7. Now looking at the plain wording of Order 2, Rule 2, Sub-rule (3), it seems to us that the proper construction to be placed on that sub-rule is that a person entitled to more than one relief in respect of the same cause of action must sue for all or any of such reliefs; but if under an instrument under which he claims he can only sue for one of two or more alternative reliefs, then bar under Order 2, Rule 2 does not apply. It is not the mere existence of more than one relief only that brings the bar under Order 2, Rule 2, into operation. If he is entitled to more than one cumulative reliefs, but sues for only some of those reliefs and does not choose to sue for the remaining reliefs, then his right to sue for the latter reliefs is barred under Order 2, Rule 2. If on the other hand he is entitled to only one relief out of several alternative reliefs and he sues for one of them, his remedy to sue for other alternative reliefs is not barred, for he cannot be said to have been entitled to more than one relief. This construction of the rule is in conformity with a Full Bench decision of the Lahore High Court in Parmeshri Das v. Fakiria 1 Lab & IC 457 : A.I.R. 1920 Lab & IC. 1 . That wag also a case where a suit had been filed on a mortgage. The mortgage was without possession, but the mortgagor promised to pay Rs. 40 per annum on account of interest. The stipulation in the mortgage deed was to the effect that in the event of the failure of the mortgagor to pay interest, the mortgagee would have the option of either suing for interest then due or taking possession of the property mortgaged to him and keeping it in lieu of the principal and interest due. In 1906 the mortgagor committed a breach of the stipulation as to the payment of interest with the result that the mortgagee chose the alternative of suing for interest and obtained a decree for the amount then due to him. The mortgagor again made a default, and the mortgagee then sued for the possession of the mortgaged property. A question arose as to whether the rule of procedure embodied in Order 3 Rule 2, operated as a bar to the second suit for possession. Sir Shadi Lal C. J., who delivered the judgment of the Full Bench, observed as follows (p. 462) :
'As we read the document we think that there can be little doubt that the mortgagee could, when be brought the earlier suit have sued either for interest or for possession, but was not entitled to include in the same suit both the claims. And if under the terms of the instrument, which regulates the jurat relations of the parties, be could not have claimed both the reliefs at one and the same time, then it would be futile to contend that be omitted to sue in respect of, or intentionally relinquished, any portion of the claim which he was then entitled to make.... It is clear chat the two claims were naturally exclusive, and if we uphold the contention of the defendant, we would have to bold that the plaintiff was bound to include in his previous suit a claim for possession.
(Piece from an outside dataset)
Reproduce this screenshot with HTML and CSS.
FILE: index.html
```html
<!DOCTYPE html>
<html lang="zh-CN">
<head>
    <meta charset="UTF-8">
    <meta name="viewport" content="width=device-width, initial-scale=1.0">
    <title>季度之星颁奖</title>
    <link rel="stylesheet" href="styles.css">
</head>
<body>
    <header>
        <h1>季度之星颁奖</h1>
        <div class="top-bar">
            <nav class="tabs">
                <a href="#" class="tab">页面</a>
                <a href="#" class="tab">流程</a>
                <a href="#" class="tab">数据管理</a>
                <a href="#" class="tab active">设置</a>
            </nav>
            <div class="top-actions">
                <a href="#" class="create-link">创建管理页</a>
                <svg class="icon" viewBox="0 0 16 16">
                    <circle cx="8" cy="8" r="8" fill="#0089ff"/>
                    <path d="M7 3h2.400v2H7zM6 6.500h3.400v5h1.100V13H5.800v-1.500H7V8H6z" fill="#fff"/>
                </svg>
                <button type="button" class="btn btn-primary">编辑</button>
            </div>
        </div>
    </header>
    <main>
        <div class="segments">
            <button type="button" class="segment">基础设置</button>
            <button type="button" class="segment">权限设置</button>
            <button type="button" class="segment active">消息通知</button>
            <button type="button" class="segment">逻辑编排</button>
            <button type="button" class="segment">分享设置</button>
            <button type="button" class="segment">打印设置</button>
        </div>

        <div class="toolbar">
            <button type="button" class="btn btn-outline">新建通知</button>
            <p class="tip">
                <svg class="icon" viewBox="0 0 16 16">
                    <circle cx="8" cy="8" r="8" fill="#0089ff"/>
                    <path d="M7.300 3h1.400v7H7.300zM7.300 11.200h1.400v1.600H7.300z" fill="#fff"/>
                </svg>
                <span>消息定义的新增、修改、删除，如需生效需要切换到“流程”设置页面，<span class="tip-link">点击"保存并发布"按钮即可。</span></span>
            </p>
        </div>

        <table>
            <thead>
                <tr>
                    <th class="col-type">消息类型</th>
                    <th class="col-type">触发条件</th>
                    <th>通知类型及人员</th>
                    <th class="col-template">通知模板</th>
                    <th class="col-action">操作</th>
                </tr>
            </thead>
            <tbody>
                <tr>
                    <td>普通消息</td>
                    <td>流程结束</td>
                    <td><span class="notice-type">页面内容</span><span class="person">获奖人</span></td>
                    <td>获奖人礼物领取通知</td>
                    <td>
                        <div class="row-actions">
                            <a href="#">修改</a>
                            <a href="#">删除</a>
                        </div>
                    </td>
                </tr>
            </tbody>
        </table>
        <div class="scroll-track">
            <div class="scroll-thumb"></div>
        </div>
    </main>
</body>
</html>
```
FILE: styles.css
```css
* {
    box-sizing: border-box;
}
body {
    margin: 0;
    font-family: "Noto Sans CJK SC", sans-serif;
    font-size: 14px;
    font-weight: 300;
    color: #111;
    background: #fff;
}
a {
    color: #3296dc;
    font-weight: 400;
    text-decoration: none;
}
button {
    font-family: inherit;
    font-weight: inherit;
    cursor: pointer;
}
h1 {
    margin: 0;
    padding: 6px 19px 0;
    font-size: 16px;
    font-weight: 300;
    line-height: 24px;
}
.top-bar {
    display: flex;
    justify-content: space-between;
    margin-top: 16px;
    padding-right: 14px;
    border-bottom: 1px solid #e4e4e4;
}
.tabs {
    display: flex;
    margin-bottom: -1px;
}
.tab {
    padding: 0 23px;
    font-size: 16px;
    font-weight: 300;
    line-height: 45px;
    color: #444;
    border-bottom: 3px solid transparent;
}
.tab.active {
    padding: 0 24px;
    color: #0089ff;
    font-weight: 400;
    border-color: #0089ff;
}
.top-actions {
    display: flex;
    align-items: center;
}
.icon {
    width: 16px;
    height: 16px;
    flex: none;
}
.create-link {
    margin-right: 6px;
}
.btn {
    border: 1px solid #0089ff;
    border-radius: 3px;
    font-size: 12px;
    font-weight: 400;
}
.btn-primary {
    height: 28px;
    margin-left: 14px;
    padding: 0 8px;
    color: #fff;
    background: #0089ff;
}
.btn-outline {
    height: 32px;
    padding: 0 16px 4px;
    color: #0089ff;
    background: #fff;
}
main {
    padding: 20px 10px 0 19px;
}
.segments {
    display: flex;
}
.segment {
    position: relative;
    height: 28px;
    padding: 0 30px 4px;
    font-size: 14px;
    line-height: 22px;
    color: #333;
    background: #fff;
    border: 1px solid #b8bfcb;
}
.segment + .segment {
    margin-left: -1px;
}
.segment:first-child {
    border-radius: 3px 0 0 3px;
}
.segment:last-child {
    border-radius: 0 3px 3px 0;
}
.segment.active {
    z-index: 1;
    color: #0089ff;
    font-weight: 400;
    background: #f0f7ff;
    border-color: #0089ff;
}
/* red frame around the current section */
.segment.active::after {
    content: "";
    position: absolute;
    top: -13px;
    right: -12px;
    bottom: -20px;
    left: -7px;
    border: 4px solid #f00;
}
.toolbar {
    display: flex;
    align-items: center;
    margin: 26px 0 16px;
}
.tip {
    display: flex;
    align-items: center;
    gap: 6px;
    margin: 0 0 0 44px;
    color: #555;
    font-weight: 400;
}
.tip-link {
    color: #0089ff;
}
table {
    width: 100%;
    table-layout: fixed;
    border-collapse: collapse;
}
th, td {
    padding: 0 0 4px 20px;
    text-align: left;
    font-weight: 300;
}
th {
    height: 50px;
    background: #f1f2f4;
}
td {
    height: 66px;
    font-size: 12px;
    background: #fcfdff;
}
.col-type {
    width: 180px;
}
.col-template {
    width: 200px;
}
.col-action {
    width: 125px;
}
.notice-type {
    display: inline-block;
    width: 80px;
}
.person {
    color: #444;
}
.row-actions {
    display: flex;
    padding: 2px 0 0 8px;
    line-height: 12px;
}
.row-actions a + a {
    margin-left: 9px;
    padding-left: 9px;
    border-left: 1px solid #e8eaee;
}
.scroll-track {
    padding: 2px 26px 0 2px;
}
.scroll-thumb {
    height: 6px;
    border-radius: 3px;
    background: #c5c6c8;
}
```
This view would contravene the terms of the contract entered into by the parties. It would mean one of the two things: (a) that the mortgagee was entitled to sue for possession as well as interest, a right not conferred upon him by the instrument or (b) that he was bound to sue, at any rate, for possession in the event of a default by the mortgagor ; which would deprive him of the option conferred by the covenant. In either case we should be reading into the instrument a provision which not only does not exist there but would run counter to an esprees stipulation entered into by the parties. It is beyond doubt that no sound interpretation of the law of procedure should lead to such an absurd result.
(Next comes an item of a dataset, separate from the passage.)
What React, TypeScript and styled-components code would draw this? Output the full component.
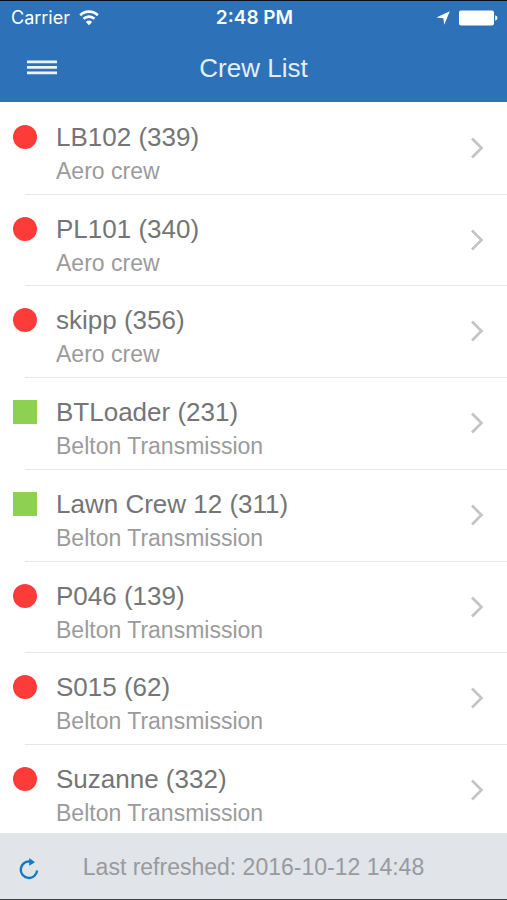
import React from "react";
import styled, { createGlobalStyle } from "styled-components";

const GlobalStyle = createGlobalStyle`
  *, *::before, *::after { box-sizing: border-box; }
  body { margin: 0; background: #fff; font-family: "Liberation Sans", Arial, sans-serif; }
`;

const Screen = styled.div`
  display: flex;
  flex-direction: column;
  min-height: 100vh;
  border-top: 1px solid #05101c;
  border-bottom: 1px solid #3f4245;
`;

const Header = styled.header`
  background: #2d72b8;
  color: #fff;
`;

const StatusBar = styled.div`
  display: grid;
  grid-template-columns: 1fr auto 1fr;
  align-items: center;
  height: 34px;
  padding: 0 9px 0 11px;
  font-family: "Inter", sans-serif;
  font-size: 18px;
  line-height: 24px;
`;

const StatusGroup = styled.div<{ $end?: boolean }>`
  display: flex;
  align-items: center;
  gap: 9px;
  justify-content: ${(p) => (p.$end ? "flex-end" : "flex-start")};
`;

const Clock = styled.time`
  font-size: 19px;
  font-weight: 600;
`;

const NavBar = styled.div`
  display: grid;
  grid-template-columns: 1fr auto 1fr;
  align-items: center;
  height: 67px;
  padding: 0 24px 2px;
`;

const IconButton = styled.button`
  display: flex;
  justify-self: start;
  padding: 3px;
  border: 0;
  background: none;
  color: inherit;
  cursor: pointer;
`;

const Title = styled.h1`
  margin: 0;
  font-size: 26px;
  line-height: 32px;
  font-weight: 400;
  color: #e3eefa;
`;

const List = styled.ul`
  display: flex;
  flex: 1;
  flex-direction: column;
  margin: 0;
  padding: 1px 0 0;
  list-style: none;
`;

const Item = styled.li`
  display: flex;
  flex: 1 0 auto;
  min-height: 88px;
  &:last-child { flex-grow: 0; }
`;

const RowButton = styled.button`
  display: grid;
  grid-template-columns: 24px 1fr auto;
  column-gap: 19px;
  align-items: start;
  width: 100%;
  padding: 19px 23px 0 13px;
  border: 0;
  background: linear-gradient(#e6e6e7, #e6e6e7) 25px 100% / 100% 1px no-repeat;
  font: inherit;
  text-align: left;
  cursor: pointer;
  ${Item}:last-child & { background: none; }
`;

const Marker = styled.span<{ $active: boolean }>`
  width: 24px;
  height: 24px;
  margin-top: 3px;
  border-radius: ${(p) => (p.$active ? "0" : "50%")};
  background: ${(p) => (p.$active ? "#8ed04f" : "#fd3c39")};
`;

const Labels = styled.span`
  display: flex;
  flex-direction: column;
  gap: 3px;
`;

const Name = styled.span`
  font-size: 26px;
  line-height: 30px;
  color: #757577;
`;

const Group = styled.span`
  font-size: 23px;
  line-height: 32px;
  color: #9b9b9d;
`;

const Chevron = styled.svg`
  margin-top: 15px;
`;

const Footer = styled.footer`
  display: grid;
  grid-template-columns: 1fr auto 1fr;
  align-items: center;
  height: 66px;
  padding: 2px 16px 0;
  background: #e1e4e9;
  color: #989a9e;
  font-size: 23px;
  line-height: 32px;
`;

type Crew = { name: string; group: string; active: boolean };

const crews: Crew[] = [
  { name: "LB102 (339)", group: "Aero crew", active: false },
  { name: "PL101 (340)", group: "Aero crew", active: false },
  { name: "skipp (356)", group: "Aero crew", active: false },
  { name: "BTLoader (231)", group: "Belton Transmission", active: true },
  { name: "Lawn Crew 12 (311)", group: "Belton Transmission", active: true },
  { name: "P046 (139)", group: "Belton Transmission", active: false },
  { name: "S015 (62)", group: "Belton Transmission", active: false },
  { name: "Suzanne (332)", group: "Belton Transmission", active: false },
];

const WifiIcon = () => (
  <svg width="20" height="16" viewBox="0 0 20 16" fill="none" stroke="#fff" strokeWidth="2.6" aria-hidden="true">
    <path d="M1.2 5.2a12.6 12.6 0 0 1 17.6 0" />
    <path d="M4.5 8.8a8 8 0 0 1 11 0" />
    <path d="M10 15.2 6.9 11.9a4.6 4.6 0 0 1 6.2 0z" fill="#fff" stroke="none" />
  </svg>
);

const LocationIcon = () => (
  <svg width="14" height="14" viewBox="0 0 14 14" fill="#fff" aria-hidden="true">
    <path d="M13.8 0.2 8.2 13.8 7.4 7.2 0.4 6.6z" />
  </svg>
);

const BatteryIcon = () => (
  <svg width="39" height="16" viewBox="0 0 39 16" fill="#fff" aria-hidden="true">
    <rect x="0" y="0.5" width="35" height="15" rx="2" />
    <path d="M36.2 5.2q2.3.8 2.3 2.8t-2.3 2.8z" />
  </svg>
);

export default function App() {
  return (
    <>
      <GlobalStyle />
      <Screen>
        <Header>
          <StatusBar>
            <StatusGroup>
              <span>Carrier</span>
              <WifiIcon />
            </StatusGroup>
            <Clock>2:48 PM</Clock>
            <StatusGroup $end>
              <LocationIcon />
              <BatteryIcon />
            </StatusGroup>
          </StatusBar>
          <NavBar>
            <IconButton aria-label="Menu">
              <svg width="30" height="16" viewBox="0 0 30 16" fill="#e9f4ff" aria-hidden="true">
                <path d="M0 0.4h30v2.8H0zM0 5.9h30v2.8H0zM0 11.4h30v2.8H0z" />
              </svg>
            </IconButton>
            <Title>Crew List</Title>
          </NavBar>
        </Header>
        <List>
          {crews.map((crew) => (
            <Item key={crew.name}>
              <RowButton>
                <Marker $active={crew.active} />
                <Labels>
                  <Name>{crew.name}</Name>
                  <Group>{crew.group}</Group>
                </Labels>
                <Chevron width="14" height="22" viewBox="0 0 14 22" fill="none" stroke="#c4c4c6" strokeWidth="2.6" aria-hidden="true">
                  <path d="M2 1.5 11.5 11 2 20.5" />
                </Chevron>
              </RowButton>
            </Item>
          ))}
        </List>
        <Footer>
          <IconButton aria-label="Refresh">
            <svg width="20" height="26" viewBox="0 0 20 26" fill="none" aria-hidden="true">
              <path d="M11 7.6A8.2 8.2 0 1 0 18.1 16.5" stroke="#1279c4" strokeWidth="2.4" />
              <path d="M10.2 4 16 8.2 10.2 11.8z" fill="#1279c4" />
            </svg>
          </IconButton>
          <span>Last refreshed: 2016-10-12 14:48</span>
        </Footer>
      </Screen>
    </>
  );
}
The object of the rule embodied in Order 2, Rule 2, is to avoid the splitting of claims and to prevent further litigation. The rule is based upon the salutary doctrine contained in the maxim nemo debet bis vexari pro una et eadem causa. We fail to see how a person can complain of being twice vexed in respect of the same cause, when he has himself given his adversary the option of making one claim or the other but has not conferred upon him the right to make both the claims at the same time.'
With respect we are in agreement with the observations of the learned Chief Justice and we think that the operation of Order 2, Rule 2, is to be confined to cases where the plaintiff is entitled to more than one relief in respect of the same cause of action and not to cases where he is entitled to sue for one relief out of many reliefs to which be may be entitled. In other words we think that Order 2, Rule 2, creates a bar where only cumulative reliefs can be and are not asked for, and not where one of the two alternative reliefs can be and is asked for in the first suit.
8. A case practically on all fours with the one that we have to decide is to be found in Har Kaur v. Udham Singh A. I. R. 1939 LabIC 112: 183 I. C 745. In that case a mortgage provided that the mortgage was to be for the duration of certain period, and that at the end of this period, the mortgagee could either claim possession or recover the mortgage money with interest at the rate agreed upon. It was held that the mortgagee's failure in a suit for possession to claim the relief for the recovery of the money due on the mortgage did not preclude him from asking for the relief in a subsequent suit. Because the right of the mortgagee to enter into possession and at his option convert a simple mortgage into a usufructuary mortgage was entirely apart from the right to demand payment by realization of the security and therefore an independent covenant. Tbe learned Judges in that case pointed out that the two covenants were entirely distinct. But although the covenants were different, the reliefs under the two covenants arose out of the same cause of action. It was held that because the two reliefs were in the alternative, the failure in the first suit to ask for the relief in the alternative did not prevent the second suit being filed for the relief which was not claimed in the earlier suit.
9. Our attention bas been invited to a decision of the Lahore High Court in Hari Chand v. Mela Ram A. I. R. 1932 Lah. 623 : 138 I C. 270, in which it was held that the mere fact that the reliefs claimable were the alternative did not prevent the application of Order 2, Rule 2, That was, however, a decision of a single Judge and was clearly contrary to the decision of the Full Bench in Parineshri Das v. Fakiria 1 LabIC. 457 : A. I. R. 1920 Lah. 1 . The learned Judge has attempted to distinguish the Full Bench case from the case with which he was dealing, but with respect we are unable to follow the distinction drawn by the learned Judge. We prefer to follow the decision of the Full Bench in Parmeshri DAS v. Fakiria 1 LabIC. 457: A. I. R. 1920 LabIC. 1
10. We, therefore, think that Order 2, Rule 2, was no bar in this case to the filing of the present suit, and that the view taken by the learned Assistant Judge is correct. The appeal will, therefore, be dismissed with costs.